9. I have been writing of two kinds of ITS. The first is an ITS of infinite duration (ITS-ID); the second is an ITS of finite duration (ITS-FD). Frequently, the first is referred to as being topologically infinite, while the second is held to be metrically finite. Sometimes the former is described as a series that is temporally infinite, while the latter is described as temporally finite. Another usage is to refer to the former as a series having an infinite past, and the latter as having a finite past. And yet another usage is to refer to the former as a temporal series with an infinite past and the latter as one with a finite but open past. (A FTS, on the other hand, is one with a finite but closed past.) Sometimes I shall refer to a universe with an ITS-FD history as a universe of an indefinite finite duration; and sometimes I shall refer to a universe with a FTS-FD history as a universe of a definite finite duration.

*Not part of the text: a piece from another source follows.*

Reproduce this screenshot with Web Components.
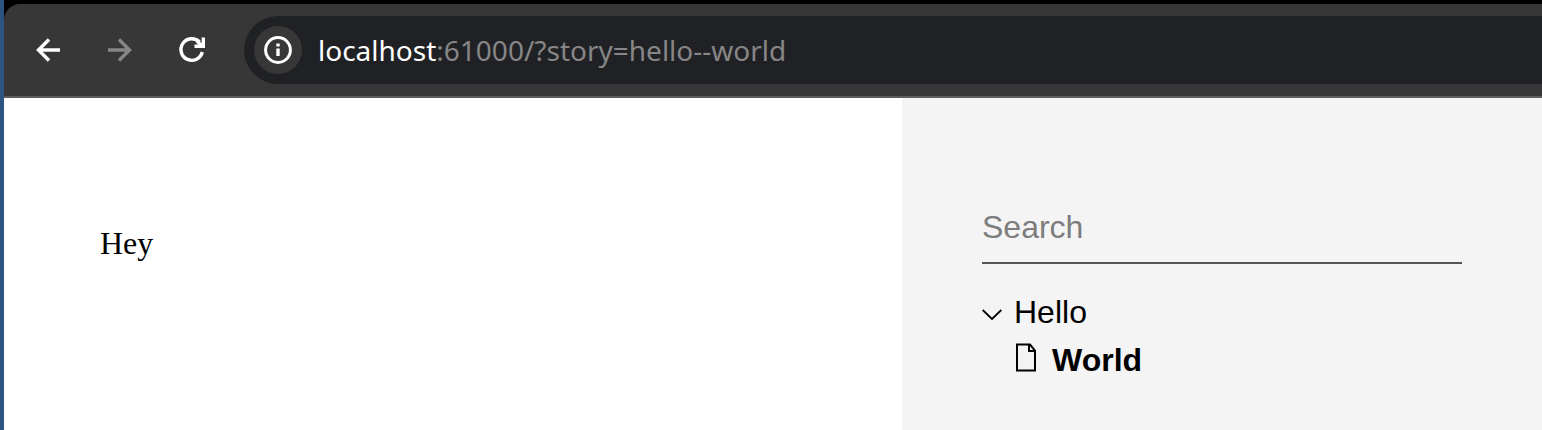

10. A paradigm way of speaking of a temporal series with a finite but open past is to compare it with a continuous sequence of rational fractions in descending order of magnitude, with 1/2 as the last fraction, the penultimate fraction as 1/4, next with 1/8, then 1/16, and so on down with 0 as the limiting value to which the sequence converges (but never reaches). The limit to which a temporal series with a finite but open past regressively converges (but does not reach) can conveniently be called a finite limiting value of its duration (hereafter flvd). Thus one example of an ITS-FD is a TS of nonoverlapping, consecutive intervals of equal duration that consists of two parts. The second part consists of all intervals except the first—with each such interval encasing finitely many consecutive events. The first part of the series, the first interval, consists of a sequence of infinitely many consecutive events, each being of longer duration than the immediately preceding event in that sequence. The first part of this particular series of temporal intervals is comprised of denumerably infinite many temporal subintervals of unequal duration, each of which encases one and only one event. Here it is worth bearing in mind that to speak of a TS of finite duration is somewhat ambiguous. In the case of a series having a first event, the duration of the history of the universe from that first event to the present is indeed definite. In the case of an ITS of events of finite duration (thus having a flvd), the duration of that ITS during the first temporal interval bounded by the flvd in the earlier-than direction is indefinite since there is neither a first event nor a first subinterval which encases one and only one event.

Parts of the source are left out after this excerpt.